I've listened to, or read, rather, a lot of authors who claim they do it for themselves, or they don't care about criticism, but that's not something I can detach from.  I've gotten better at not taking things on a personal level, or fighting for every word choice like it's golden, but it is still hard when you turn out hours of what you believe to be good thoughts and stories and get feedback you were not expecting.

On the converse, though, when you feel there are weaknesses in a passage or an area of your story, and a reader then comments that they related to that directly, and they know what the character is doing or feeling, you wonder if you are being too hard on yourself.

My desire is to put out a story.  The one I am currently working on is special to me, because I have had this story inside me and rattling around, growing, changing and evolving for over ten years.  It's a lot to put out there at once, since it came out unformed and raw.  Sometimes even the best plans for it change.  I recently had to scrap an entire chapter I had planned to include simply because there was no real way for me to add it once I had built up a significant portion of the back story. 

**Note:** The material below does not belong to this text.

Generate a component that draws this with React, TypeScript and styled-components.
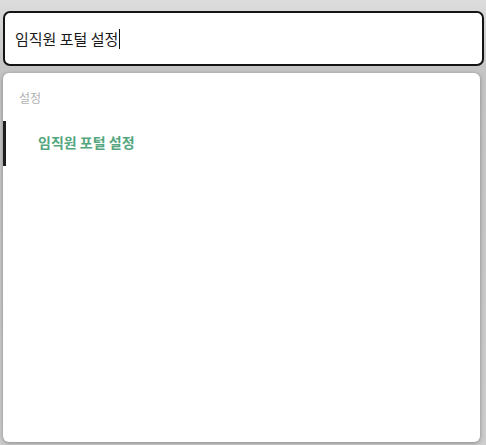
import React from "react";
import styled, { createGlobalStyle } from "styled-components";

const Global = createGlobalStyle`
  html, body { margin: 0; padding: 0; }
  body {
    width: 486px;
    height: 445px;
    overflow: hidden;
    background: linear-gradient(180deg, #dcdcdc 0%, #c4c4c4 16%, #cdcdcd 100%);
    font-family: "Noto Sans CJK KR", "Noto Sans", sans-serif;
  }
`;

const Page = styled.div`
  display: flex;
  flex-direction: column;
  gap: 7px;
  padding: 11px 2px 3px 3px;
  height: 445px;
  box-sizing: border-box;
`;

const SearchBox = styled.div`
  height: 55px;
  box-sizing: border-box;
  border: 2px solid #141414;
  border-radius: 7px;
  background: #ffffff;
  display: flex;
  align-items: center;
  padding: 0 10px;
  font-size: 15px;
  color: #1a1a1a;
`;

const Caret = styled.span`
  display: inline-block;
  width: 1px;
  height: 20px;
  background: #111;
  margin-left: 1px;
`;

const Panel = styled.div`
  flex: 1;
  margin-right: 4px;
  background: #ffffff;
  border-radius: 6px;
  box-shadow: 0 1px 4px rgba(0, 0, 0, 0.35);
  display: flex;
  flex-direction: column;
`;

const GroupLabel = styled.div`
  padding: 16px 16px 14px;
  font-size: 12px;
  line-height: 18px;
  color: #b2b2b2;
`;

const Item = styled.div<{ $active?: boolean }>`
  height: 45px;
  display: flex;
  align-items: center;
  padding-left: 32px;
  padding-bottom: 4px;
  box-sizing: border-box;
  border-left: 3px solid ${(p) => (p.$active ? "#1e1e1e" : "transparent")};
  font-size: 14px;
  font-weight: 700;
  color: #53a67d;
`;

export default function App() {
  return (
    <>
      <Global />
      <Page>
        <SearchBox>
          임직원 포털 설정
          <Caret />
        </SearchBox>
        <Panel>
          <GroupLabel>설정</GroupLabel>
          <Item $active>임직원 포털 설정</Item>
        </Panel>
      </Page>
    </>
  );
}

This has led me to the conclusion that writing is only partly how you build an idea, but a lot to do with how you can execute the idea, how you can continue to keep it fresh for over three hundred pages, and how you can build realistic characters who hold true to that image for the entire length of the book.  You discover things about the story and the characters as you have to make them stay part of this mold that they have been built from, and it can even surprise you, the author.  Realize, though.  If the last five hundred words you have written is crap.  It is crap.  Throw it away, because if you write for yourself, you deserve better, and if you write for your readers, they definitely deserve better.